» Short exercise: Leave out all pictures and return, exactly as written, the lines from the line containing "Recreate this image" to the line containing "import React from", both ends kept.

» Records provided:
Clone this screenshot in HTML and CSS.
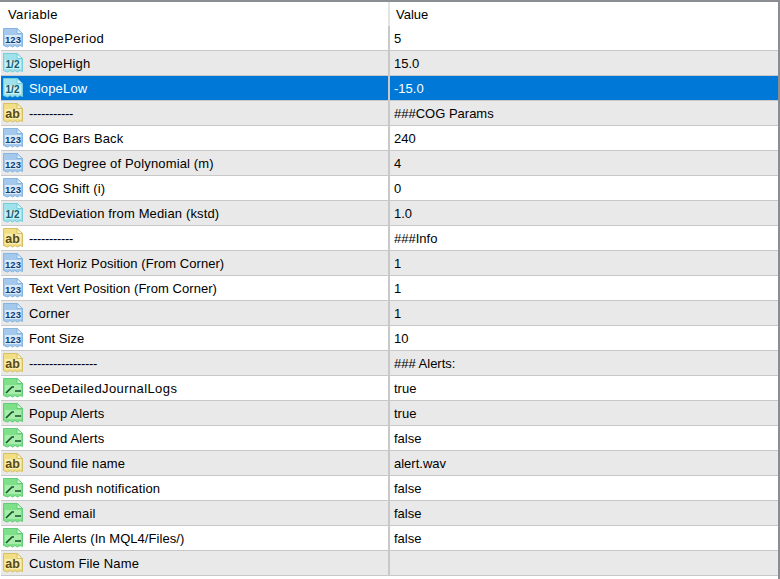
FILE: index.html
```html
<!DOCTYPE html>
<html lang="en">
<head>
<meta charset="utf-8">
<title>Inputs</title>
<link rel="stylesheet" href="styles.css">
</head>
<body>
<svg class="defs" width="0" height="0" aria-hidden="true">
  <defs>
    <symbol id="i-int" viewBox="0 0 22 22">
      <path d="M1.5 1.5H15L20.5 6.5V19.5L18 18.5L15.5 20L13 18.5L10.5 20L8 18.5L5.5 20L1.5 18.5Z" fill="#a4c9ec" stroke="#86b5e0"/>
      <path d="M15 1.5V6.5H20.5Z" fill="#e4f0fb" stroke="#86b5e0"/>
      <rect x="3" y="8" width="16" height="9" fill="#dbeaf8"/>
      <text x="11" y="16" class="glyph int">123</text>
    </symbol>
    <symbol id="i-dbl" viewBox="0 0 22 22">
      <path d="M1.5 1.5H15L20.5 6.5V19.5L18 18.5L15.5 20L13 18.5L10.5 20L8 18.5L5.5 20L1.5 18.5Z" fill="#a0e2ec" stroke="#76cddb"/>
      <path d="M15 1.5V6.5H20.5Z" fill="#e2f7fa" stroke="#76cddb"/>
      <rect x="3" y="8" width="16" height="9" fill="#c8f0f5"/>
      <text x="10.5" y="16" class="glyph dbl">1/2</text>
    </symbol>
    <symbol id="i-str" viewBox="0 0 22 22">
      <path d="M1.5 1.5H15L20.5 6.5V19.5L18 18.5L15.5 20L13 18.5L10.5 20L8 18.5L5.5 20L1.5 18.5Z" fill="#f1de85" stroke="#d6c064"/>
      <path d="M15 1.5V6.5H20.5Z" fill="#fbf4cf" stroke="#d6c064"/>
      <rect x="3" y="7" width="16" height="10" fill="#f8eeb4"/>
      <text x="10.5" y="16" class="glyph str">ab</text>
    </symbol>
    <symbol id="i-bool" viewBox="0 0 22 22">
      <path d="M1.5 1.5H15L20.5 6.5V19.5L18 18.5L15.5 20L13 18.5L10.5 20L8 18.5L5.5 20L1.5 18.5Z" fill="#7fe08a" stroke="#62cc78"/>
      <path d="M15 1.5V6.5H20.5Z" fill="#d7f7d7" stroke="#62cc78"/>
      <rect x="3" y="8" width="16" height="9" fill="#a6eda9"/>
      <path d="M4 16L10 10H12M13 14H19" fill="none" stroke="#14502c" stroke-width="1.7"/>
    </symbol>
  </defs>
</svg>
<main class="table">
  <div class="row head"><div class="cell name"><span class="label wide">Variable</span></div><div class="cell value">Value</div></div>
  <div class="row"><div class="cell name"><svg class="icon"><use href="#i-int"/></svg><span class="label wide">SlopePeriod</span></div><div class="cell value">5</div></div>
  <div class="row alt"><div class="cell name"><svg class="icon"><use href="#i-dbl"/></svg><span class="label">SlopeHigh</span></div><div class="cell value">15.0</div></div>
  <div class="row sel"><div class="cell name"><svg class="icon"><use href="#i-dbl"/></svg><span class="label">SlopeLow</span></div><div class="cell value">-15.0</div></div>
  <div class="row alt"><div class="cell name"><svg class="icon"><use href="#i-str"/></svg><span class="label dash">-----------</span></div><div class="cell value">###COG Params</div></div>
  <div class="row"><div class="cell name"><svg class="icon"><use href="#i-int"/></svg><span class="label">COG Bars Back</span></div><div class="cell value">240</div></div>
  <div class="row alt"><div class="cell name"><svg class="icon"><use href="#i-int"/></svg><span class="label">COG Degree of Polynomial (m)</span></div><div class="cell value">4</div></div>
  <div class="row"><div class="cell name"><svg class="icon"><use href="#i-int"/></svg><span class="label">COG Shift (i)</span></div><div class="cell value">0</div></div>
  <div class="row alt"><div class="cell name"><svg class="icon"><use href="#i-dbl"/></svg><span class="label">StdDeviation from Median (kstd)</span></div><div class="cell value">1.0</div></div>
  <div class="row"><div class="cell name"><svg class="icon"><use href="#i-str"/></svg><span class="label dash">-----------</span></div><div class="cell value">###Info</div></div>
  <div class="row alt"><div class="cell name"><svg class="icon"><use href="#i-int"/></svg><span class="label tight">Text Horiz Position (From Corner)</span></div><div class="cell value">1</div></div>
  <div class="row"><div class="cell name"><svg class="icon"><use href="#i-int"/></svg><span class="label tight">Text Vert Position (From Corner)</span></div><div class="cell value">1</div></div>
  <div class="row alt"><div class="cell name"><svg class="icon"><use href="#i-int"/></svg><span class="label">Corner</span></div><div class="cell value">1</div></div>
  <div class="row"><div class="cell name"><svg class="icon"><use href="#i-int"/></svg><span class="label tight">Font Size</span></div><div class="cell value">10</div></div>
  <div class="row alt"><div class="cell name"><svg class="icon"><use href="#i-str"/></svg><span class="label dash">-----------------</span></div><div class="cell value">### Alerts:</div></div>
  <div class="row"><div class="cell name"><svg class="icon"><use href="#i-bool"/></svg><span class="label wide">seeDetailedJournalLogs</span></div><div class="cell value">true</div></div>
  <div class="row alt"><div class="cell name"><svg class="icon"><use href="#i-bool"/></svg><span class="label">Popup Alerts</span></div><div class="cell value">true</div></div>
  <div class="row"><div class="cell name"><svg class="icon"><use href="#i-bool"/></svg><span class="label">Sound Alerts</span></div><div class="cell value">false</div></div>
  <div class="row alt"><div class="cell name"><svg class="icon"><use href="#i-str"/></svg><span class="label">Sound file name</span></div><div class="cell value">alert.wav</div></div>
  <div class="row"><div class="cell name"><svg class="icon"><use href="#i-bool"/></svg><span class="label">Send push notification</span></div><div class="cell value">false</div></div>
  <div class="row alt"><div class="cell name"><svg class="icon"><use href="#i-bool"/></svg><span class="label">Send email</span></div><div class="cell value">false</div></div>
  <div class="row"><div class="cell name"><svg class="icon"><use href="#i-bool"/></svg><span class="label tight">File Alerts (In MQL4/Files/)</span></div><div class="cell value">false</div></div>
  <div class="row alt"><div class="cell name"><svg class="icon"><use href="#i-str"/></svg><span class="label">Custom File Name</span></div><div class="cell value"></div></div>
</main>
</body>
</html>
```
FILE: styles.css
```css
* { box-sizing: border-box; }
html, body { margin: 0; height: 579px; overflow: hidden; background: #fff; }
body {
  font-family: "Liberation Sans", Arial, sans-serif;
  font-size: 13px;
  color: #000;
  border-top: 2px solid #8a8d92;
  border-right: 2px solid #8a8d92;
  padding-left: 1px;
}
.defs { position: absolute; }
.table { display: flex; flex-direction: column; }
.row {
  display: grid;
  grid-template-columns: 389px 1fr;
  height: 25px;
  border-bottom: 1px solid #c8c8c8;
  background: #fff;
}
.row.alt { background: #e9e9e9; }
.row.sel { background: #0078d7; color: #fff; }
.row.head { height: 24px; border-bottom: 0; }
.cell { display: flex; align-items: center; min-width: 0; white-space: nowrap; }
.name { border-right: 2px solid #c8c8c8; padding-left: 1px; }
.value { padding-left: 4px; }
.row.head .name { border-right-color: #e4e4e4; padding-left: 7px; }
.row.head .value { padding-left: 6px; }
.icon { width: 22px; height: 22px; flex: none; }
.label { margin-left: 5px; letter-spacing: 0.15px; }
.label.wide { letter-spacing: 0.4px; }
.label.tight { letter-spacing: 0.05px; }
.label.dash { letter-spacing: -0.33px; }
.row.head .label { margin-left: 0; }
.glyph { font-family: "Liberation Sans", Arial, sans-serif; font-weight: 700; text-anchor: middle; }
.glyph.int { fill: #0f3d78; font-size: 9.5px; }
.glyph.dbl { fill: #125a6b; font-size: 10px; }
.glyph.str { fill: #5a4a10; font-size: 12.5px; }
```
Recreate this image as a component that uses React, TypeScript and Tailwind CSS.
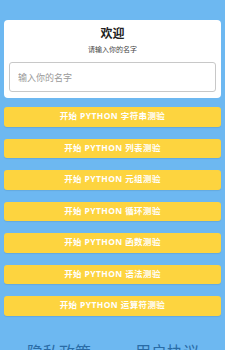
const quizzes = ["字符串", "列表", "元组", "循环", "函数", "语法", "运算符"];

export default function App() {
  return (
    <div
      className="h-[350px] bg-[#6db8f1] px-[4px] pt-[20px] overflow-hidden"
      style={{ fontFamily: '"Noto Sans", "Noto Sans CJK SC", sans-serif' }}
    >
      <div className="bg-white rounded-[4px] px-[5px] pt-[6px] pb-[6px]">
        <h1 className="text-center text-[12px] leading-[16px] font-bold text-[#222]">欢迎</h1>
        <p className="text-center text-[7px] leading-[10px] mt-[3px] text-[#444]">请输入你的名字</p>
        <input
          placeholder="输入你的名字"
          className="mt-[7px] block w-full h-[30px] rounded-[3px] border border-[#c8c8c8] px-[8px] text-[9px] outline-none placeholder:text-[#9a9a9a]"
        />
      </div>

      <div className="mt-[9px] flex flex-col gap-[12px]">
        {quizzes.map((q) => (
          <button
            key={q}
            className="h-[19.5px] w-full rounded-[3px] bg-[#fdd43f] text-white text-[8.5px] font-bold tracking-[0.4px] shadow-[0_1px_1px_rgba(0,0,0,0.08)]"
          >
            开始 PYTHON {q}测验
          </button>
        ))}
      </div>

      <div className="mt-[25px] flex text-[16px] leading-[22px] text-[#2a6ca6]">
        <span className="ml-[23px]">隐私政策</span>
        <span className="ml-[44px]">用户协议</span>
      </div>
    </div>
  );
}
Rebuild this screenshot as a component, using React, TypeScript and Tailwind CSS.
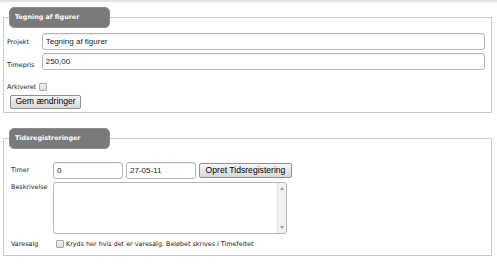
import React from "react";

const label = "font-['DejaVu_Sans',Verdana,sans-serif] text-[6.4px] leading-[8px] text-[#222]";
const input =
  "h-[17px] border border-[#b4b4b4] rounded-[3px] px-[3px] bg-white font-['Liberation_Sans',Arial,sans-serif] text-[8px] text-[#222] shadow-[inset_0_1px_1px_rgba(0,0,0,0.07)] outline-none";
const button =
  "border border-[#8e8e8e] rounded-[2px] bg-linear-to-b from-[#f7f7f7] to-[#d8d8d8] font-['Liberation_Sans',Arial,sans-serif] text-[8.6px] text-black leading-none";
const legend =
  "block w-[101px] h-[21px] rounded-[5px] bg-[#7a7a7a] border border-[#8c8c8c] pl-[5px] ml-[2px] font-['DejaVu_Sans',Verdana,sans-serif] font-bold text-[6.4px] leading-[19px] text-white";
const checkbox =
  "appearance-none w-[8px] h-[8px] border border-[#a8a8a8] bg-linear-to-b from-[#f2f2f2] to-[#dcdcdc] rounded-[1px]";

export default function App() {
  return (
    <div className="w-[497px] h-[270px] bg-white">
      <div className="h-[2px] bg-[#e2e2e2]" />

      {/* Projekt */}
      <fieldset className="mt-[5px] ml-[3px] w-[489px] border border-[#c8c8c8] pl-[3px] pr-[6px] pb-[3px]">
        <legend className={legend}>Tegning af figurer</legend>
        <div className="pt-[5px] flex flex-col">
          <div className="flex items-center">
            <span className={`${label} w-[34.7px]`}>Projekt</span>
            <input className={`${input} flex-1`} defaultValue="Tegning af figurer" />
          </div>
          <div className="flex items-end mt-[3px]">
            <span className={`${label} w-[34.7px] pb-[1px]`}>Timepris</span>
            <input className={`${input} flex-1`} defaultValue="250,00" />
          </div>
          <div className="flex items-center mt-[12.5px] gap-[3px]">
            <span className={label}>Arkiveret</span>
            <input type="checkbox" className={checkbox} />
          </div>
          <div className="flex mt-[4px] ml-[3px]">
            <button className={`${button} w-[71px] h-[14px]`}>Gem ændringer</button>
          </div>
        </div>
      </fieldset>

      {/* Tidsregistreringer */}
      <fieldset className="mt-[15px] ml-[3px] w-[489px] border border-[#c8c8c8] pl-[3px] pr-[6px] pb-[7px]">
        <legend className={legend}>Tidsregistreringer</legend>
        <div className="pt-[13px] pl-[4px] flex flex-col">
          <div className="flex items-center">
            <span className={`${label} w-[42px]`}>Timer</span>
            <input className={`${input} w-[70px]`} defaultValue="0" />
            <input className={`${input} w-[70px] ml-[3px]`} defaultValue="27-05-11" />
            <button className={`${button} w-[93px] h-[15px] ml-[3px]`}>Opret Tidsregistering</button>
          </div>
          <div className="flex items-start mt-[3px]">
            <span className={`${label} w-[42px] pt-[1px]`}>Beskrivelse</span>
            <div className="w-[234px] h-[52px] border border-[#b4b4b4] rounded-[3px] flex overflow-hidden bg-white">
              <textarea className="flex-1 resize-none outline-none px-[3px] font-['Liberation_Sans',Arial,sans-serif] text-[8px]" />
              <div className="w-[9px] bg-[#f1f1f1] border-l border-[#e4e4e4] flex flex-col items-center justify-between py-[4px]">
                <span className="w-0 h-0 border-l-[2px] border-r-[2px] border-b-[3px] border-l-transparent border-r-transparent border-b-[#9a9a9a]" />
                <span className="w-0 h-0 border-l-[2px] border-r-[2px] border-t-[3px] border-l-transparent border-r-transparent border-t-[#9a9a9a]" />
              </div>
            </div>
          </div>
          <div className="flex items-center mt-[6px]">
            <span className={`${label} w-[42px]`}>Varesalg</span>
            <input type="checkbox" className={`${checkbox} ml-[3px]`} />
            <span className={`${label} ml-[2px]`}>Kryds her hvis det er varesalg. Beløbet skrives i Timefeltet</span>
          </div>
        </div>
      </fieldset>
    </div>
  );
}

» Written response:
Recreate this image as a component that uses React, TypeScript and Tailwind CSS.
const quizzes = ["字符串", "列表", "元组", "循环", "函数", "语法", "运算符"];

export default function App() {
  return (
    <div
      className="h-[350px] bg-[#6db8f1] px-[4px] pt-[20px] overflow-hidden"
      style={{ fontFamily: '"Noto Sans", "Noto Sans CJK SC", sans-serif' }}
    >
      <div className="bg-white rounded-[4px] px-[5px] pt-[6px] pb-[6px]">
        <h1 className="text-center text-[12px] leading-[16px] font-bold text-[#222]">欢迎</h1>
        <p className="text-center text-[7px] leading-[10px] mt-[3px] text-[#444]">请输入你的名字</p>
        <input
          placeholder="输入你的名字"
          className="mt-[7px] block w-full h-[30px] rounded-[3px] border border-[#c8c8c8] px-[8px] text-[9px] outline-none placeholder:text-[#9a9a9a]"
        />
      </div>

      <div className="mt-[9px] flex flex-col gap-[12px]">
        {quizzes.map((q) => (
          <button
            key={q}
            className="h-[19.5px] w-full rounded-[3px] bg-[#fdd43f] text-white text-[8.5px] font-bold tracking-[0.4px] shadow-[0_1px_1px_rgba(0,0,0,0.08)]"
          >
            开始 PYTHON {q}测验
          </button>
        ))}
      </div>

      <div className="mt-[25px] flex text-[16px] leading-[22px] text-[#2a6ca6]">
        <span className="ml-[23px]">隐私政策</span>
        <span className="ml-[44px]">用户协议</span>
      </div>
    </div>
  );
}
Rebuild this screenshot as a component, using React, TypeScript and Tailwind CSS.
import React from "react";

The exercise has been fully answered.